WHAT YOU HAVE TO DO ::
Return each line of the listing below, unchanged, and omit the images.
--------
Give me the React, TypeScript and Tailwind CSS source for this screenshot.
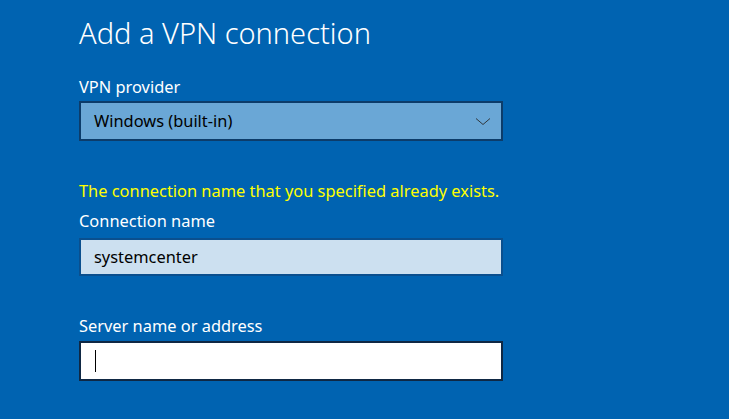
const App = () => {
  return (
    <div
      className="w-[729px] h-[419px] bg-[#0063b1] overflow-hidden pl-[79px] text-white"
      style={{ fontFamily: '"Segoe UI", "Noto Sans", sans-serif' }}
    >
      <h1 className="pt-[13px] text-[29px] font-light leading-[40px]">Add a VPN connection</h1>

      <p className="mt-[24px] text-[16.4px] leading-[20px]">VPN provider</p>
      <div className="mt-[4px] w-[424px] h-[40px] border-2 border-[#0c3c6a] bg-[#6aa7d6] flex items-center justify-between pl-[13px] pr-[9px]">
        <span className="text-[16.4px] text-black">Windows (built-in)</span>
        <svg width="16" height="9" viewBox="0 0 16 9" className="mr-[1px]">
          <path d="M1 1.5 L8 7.5 L15 1.5" fill="none" stroke="#2a2a2a" strokeWidth="0.9" />
        </svg>
      </div>

      <p className="mt-[40px] text-[16.4px] leading-[20px] text-[#ffff00]">
        The connection name that you specified already exists.
      </p>
      <p className="mt-[10px] text-[16.4px] leading-[20px]">Connection name</p>
      <div className="mt-[7px] w-[424px] h-[38px] border-2 border-[#0a4f8e] bg-[#cce0f0] flex items-center pl-[13px]">
        <span className="text-[16.4px] text-black">systemcenter</span>
      </div>

      <p className="mt-[40px] text-[16.4px] leading-[20px]">Server name or address</p>
      <div className="mt-[5px] w-[424px] h-[40px] border-2 border-[#0f2844] bg-white flex items-center pl-[14px]">
        <div className="w-px h-[22px] bg-black" />
      </div>
    </div>
  );
};

export default App;
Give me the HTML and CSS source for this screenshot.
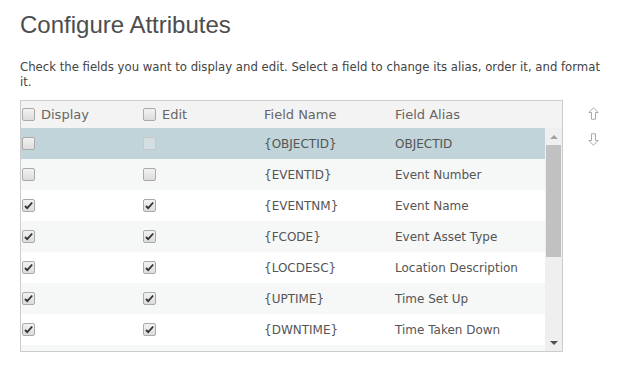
--------
FINISHED TASK ::
Give me the React, TypeScript and Tailwind CSS source for this screenshot.
const App = () => {
  return (
    <div
      className="w-[729px] h-[419px] bg-[#0063b1] overflow-hidden pl-[79px] text-white"
      style={{ fontFamily: '"Segoe UI", "Noto Sans", sans-serif' }}
    >
      <h1 className="pt-[13px] text-[29px] font-light leading-[40px]">Add a VPN connection</h1>

      <p className="mt-[24px] text-[16.4px] leading-[20px]">VPN provider</p>
      <div className="mt-[4px] w-[424px] h-[40px] border-2 border-[#0c3c6a] bg-[#6aa7d6] flex items-center justify-between pl-[13px] pr-[9px]">
        <span className="text-[16.4px] text-black">Windows (built-in)</span>
        <svg width="16" height="9" viewBox="0 0 16 9" className="mr-[1px]">
          <path d="M1 1.5 L8 7.5 L15 1.5" fill="none" stroke="#2a2a2a" strokeWidth="0.9" />
        </svg>
      </div>

      <p className="mt-[40px] text-[16.4px] leading-[20px] text-[#ffff00]">
        The connection name that you specified already exists.
      </p>
      <p className="mt-[10px] text-[16.4px] leading-[20px]">Connection name</p>
      <div className="mt-[7px] w-[424px] h-[38px] border-2 border-[#0a4f8e] bg-[#cce0f0] flex items-center pl-[13px]">
        <span className="text-[16.4px] text-black">systemcenter</span>
      </div>

      <p className="mt-[40px] text-[16.4px] leading-[20px]">Server name or address</p>
      <div className="mt-[5px] w-[424px] h-[40px] border-2 border-[#0f2844] bg-white flex items-center pl-[14px]">
        <div className="w-px h-[22px] bg-black" />
      </div>
    </div>
  );
};

export default App;
Give me the HTML and CSS source for this screenshot.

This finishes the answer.